## Source excerpt
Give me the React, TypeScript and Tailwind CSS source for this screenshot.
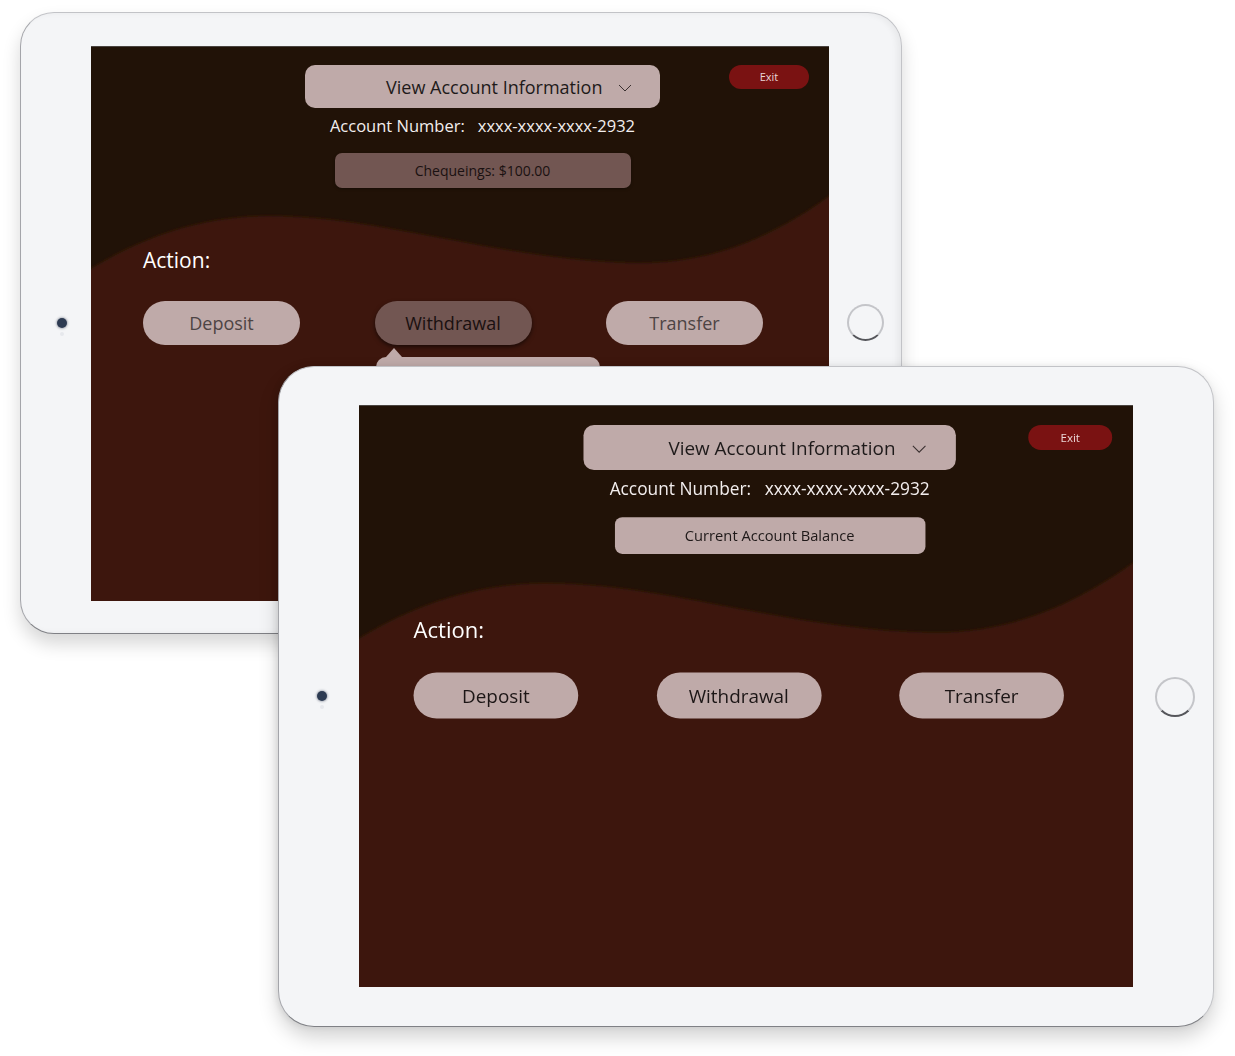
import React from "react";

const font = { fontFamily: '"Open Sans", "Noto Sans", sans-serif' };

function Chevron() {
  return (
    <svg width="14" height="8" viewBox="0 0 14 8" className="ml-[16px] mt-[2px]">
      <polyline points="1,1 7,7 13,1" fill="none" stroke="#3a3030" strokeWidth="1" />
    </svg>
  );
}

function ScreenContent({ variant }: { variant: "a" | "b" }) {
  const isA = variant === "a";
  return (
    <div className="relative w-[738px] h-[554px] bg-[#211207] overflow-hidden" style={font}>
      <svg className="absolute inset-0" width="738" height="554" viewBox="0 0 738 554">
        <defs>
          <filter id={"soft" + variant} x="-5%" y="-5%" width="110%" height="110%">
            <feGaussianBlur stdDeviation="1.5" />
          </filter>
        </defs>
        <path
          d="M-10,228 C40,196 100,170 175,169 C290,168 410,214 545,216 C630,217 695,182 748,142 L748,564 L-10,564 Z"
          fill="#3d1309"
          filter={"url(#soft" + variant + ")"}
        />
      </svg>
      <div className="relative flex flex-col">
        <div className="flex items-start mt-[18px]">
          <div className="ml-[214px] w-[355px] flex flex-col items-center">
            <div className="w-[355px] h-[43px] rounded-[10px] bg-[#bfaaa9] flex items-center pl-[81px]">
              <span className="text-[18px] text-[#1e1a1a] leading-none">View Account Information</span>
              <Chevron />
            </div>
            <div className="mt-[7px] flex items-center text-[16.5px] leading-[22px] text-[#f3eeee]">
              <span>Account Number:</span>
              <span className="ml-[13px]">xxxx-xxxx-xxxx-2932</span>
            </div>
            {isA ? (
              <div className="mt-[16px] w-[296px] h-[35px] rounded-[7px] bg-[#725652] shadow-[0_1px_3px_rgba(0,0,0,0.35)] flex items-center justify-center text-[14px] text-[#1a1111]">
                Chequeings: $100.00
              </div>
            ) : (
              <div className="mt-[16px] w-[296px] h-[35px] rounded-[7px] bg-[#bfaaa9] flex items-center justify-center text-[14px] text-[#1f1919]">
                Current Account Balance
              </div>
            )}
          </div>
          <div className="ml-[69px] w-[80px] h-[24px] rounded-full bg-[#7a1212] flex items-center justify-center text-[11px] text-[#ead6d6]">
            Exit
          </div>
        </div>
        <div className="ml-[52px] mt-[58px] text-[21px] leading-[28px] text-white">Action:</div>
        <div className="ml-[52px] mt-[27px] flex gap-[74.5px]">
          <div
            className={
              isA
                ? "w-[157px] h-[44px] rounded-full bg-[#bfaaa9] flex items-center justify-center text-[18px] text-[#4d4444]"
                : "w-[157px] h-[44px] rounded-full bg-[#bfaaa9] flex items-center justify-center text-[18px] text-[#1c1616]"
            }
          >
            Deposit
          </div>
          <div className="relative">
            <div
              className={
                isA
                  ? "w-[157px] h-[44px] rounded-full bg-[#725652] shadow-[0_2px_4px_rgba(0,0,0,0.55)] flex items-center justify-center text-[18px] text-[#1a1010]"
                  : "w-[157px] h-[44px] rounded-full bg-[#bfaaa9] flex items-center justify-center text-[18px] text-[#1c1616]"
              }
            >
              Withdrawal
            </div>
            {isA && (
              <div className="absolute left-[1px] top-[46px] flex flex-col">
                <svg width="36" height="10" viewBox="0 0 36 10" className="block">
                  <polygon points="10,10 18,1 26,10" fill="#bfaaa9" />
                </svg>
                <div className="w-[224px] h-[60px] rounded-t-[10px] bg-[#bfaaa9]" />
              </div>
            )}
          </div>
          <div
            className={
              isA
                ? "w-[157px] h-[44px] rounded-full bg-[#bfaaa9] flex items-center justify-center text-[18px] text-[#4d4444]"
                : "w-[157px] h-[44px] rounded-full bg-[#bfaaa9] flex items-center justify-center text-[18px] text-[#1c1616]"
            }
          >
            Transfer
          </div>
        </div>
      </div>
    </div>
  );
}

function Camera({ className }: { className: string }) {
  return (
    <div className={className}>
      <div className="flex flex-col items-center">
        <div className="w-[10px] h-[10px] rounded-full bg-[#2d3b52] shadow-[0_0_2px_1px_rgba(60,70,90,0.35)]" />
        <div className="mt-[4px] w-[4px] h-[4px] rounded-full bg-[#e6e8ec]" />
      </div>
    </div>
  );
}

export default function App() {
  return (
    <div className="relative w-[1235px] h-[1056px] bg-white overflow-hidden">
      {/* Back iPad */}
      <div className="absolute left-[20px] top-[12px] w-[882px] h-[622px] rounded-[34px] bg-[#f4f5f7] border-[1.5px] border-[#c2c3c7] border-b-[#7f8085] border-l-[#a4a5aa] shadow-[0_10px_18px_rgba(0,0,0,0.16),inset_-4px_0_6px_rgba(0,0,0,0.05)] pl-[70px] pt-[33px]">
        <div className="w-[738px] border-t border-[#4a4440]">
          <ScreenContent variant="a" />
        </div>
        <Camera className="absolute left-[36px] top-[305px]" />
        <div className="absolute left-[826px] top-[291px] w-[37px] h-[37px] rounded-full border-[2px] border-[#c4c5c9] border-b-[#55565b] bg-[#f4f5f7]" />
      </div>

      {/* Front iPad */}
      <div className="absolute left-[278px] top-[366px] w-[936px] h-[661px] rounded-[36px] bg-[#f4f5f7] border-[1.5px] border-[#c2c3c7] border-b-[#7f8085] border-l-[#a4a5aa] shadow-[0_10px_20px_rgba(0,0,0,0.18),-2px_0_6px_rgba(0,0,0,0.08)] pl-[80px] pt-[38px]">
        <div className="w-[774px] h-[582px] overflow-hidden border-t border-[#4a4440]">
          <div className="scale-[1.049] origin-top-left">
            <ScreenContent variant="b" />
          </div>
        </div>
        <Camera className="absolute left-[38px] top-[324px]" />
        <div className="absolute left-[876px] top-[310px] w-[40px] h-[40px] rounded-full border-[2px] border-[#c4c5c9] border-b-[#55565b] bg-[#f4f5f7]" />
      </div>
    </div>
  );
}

## Objective
Check every line of the listing for the string "React" and report how many lines have it, as a number alone.

## Right answer
2